Sanglorian
Adventurer
I know this sounds kinda petty, but I hope there is never again an OGL...maybe in 10 or so more years people will stop asking companies to give away there main sourcs of income...
Those of us who support open licensing don't believe that it gives away a company's main source of income. It doesn't seem to have given away Paizo's main source of income (or the incomes of the several other Pathfinder publishers who volunteer their content to be put on the Pathfinder SRD), or Green Ronin's (True20, Mutants & Masterminds), or Evil Hat Productions' (FATE), and I don't believe that it gave away Wizards' main source of income either (the 3E years were good years for Wizards).

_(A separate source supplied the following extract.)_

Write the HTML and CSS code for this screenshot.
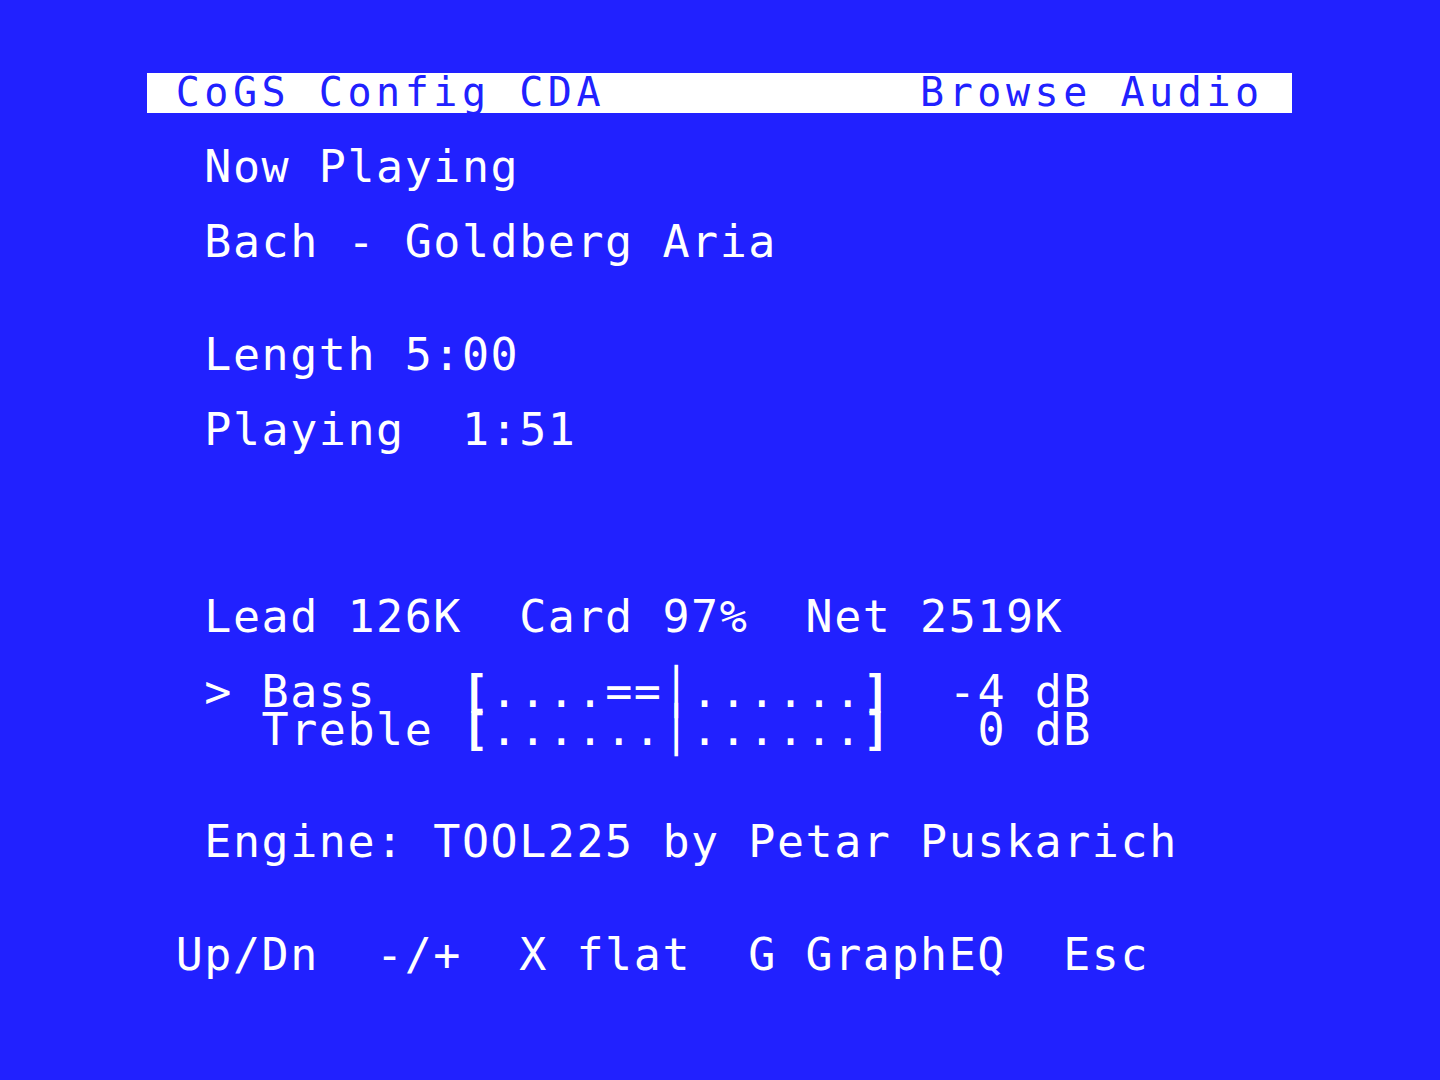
FILE: index.html
```html
<!DOCTYPE html>
<html lang="en">
<head>
    <meta charset="UTF-8">
    <title>CoGS Config CDA</title>
    <link rel="stylesheet" href="styles.css">
</head>
<body>

    <!-- Pantalla de texto 40x24 -->
    <div class="screen">
        <div class="row title-bar"> CoGS Config CDA           Browse Audio </div>
        <div class="row"></div>
        <div class="row">  Now Playing</div>
        <div class="row"></div>
        <div class="row">  Bach - Goldberg Aria</div>
        <div class="row"></div>
        <div class="row"></div>
        <div class="row">  Length 5:00</div>
        <div class="row"></div>
        <div class="row">  Playing  1:51</div>
        <div class="row"></div>
        <div class="row"></div>
        <div class="row"></div>
        <div class="row"></div>
        <div class="row">  Lead 126K  Card 97%  Net 2519K</div>
        <div class="row"></div>

        <!-- Ecualizador -->
        <div class="row">  &gt; Bass   <span class="bracket">[</span>....==<span class="center">│</span>......<span class="bracket">]</span>  -4 dB</div>
        <div class="row">    Treble <span class="bracket">[</span>......<span class="center">│</span>......<span class="bracket">]</span>   0 dB</div>

        <div class="row"></div>
        <div class="row"></div>
        <div class="row">  Engine: TOOL225 by Petar Puskarich</div>
        <div class="row"></div>
        <div class="row"></div>
        <div class="row"> Up/Dn  -/+  X flat  G GraphEQ  Esc</div>
    </div>

</body>
</html>
```

FILE: styles.css
```css
/* Estilos generales */
body {
    margin: 0;
    background-color: #2121ff;
    color: #ffffff;
    font-family: "DejaVu Sans Mono", "Liberation Mono", monospace;
    overflow: hidden;
}

/* Pantalla de 40 columnas */
.screen {
    width: 1145px;
    margin-left: 147px;
    padding-top: 73px;
    height: 1007px;
}

.row {
    height: 37.5px;
    line-height: 37.5px;
    font-size: 45px;
    letter-spacing: 1.54px;
    white-space: pre;
}

/* Barra de titulo en video inverso */
.title-bar {
    box-sizing: border-box;
    height: 39.5px;
    padding-top: 1px;
    margin-bottom: -2px;
    font-size: 40px;
    line-height: 36px;
    letter-spacing: 4.55px;
    background-color: #ffffff;
    color: #2121ff;
}

.bracket {
    font-weight: bold;
}

.center {
    font-weight: bold;
}
```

2. The hard part: Provide a convincing business case for providing a new DDN OGL. Use hard facts, not vague generalizations such as "D&D is a creative game" or "The first OGL made 3.x a success" (correlation does not equal causation).
3. The really hard part: Post a draft OGL for DDN on these boards. The draft OGL has to protect WOTC's interests, or they won't - and shouldn't - use it. The draft OGL will have to include some constraints on use of WOTC material (even the 3.x OGL had constraints):
- No using DDN material to create competing rules/games that do not require use of WOTC DDN rulebooks and/or online offerings.
- No repackaging of the DDN rules to compete with WOTC rulebooks and/or online offerings.
- No using the DDN material to create electronic tools that compete with WOTC online offerings.
- Does encourage 3PP's to produce material other than the above.
2. What sort of hard evidence are you looking for? We don't have access to sales figures for D&D, either during the third or the fourth editions. We can point to dozens of successful companies that license their games, their software, their books, etc., under open licences. We can point to the extraordinary growth of the world's second-best selling or first-best selling RPG, Pathfinder, and the fact that Paizo is very generous with its open content. We can point to the boom during the d20 era. None of this is evidence of causation, but how could we—as consumers and commentators—prove a causal link?
3. I think your proposal for a new OGL begs the question. It assumes that it is in Wizards' best interests to create a locked-down public copyright licence rather than an open licence. I don't agree that your three criteria (no competing games, no repackaged rules, no competing electronic tools) are necessary—or even desirable—for Wizards' interests to be protected.
But I think we already have a public copyright licence that fits your requirements: the GSL. I just think that the GSL did not serve Wizards' interests as well as the OGL did.
That's a very... odd requirement, to say the least. The license the game is under has literally no effect on the quality of the game, or whether the first books are worth buying. No matter what the license is, the base product will be exactly the same.
That's like saying "I love the taste of M&M's, but I refuse to buy them because the company won't let other companies make and sell their own M&M's flavors."
I see it more as saying, 'I love Hyundai cars, but if they don't let other companies make wheels that fit my car, I won't buy a Hyundai.' Sure, my Hyundai will work after purchase, and maybe Hyundai's wheels will always be better than their competitors' wheels. Maybe I'll get a new car before I want new wheels. But if I'm going to invest a lot of money in a car/roleplaying game, I want the security of knowing that support material can be created by third parties.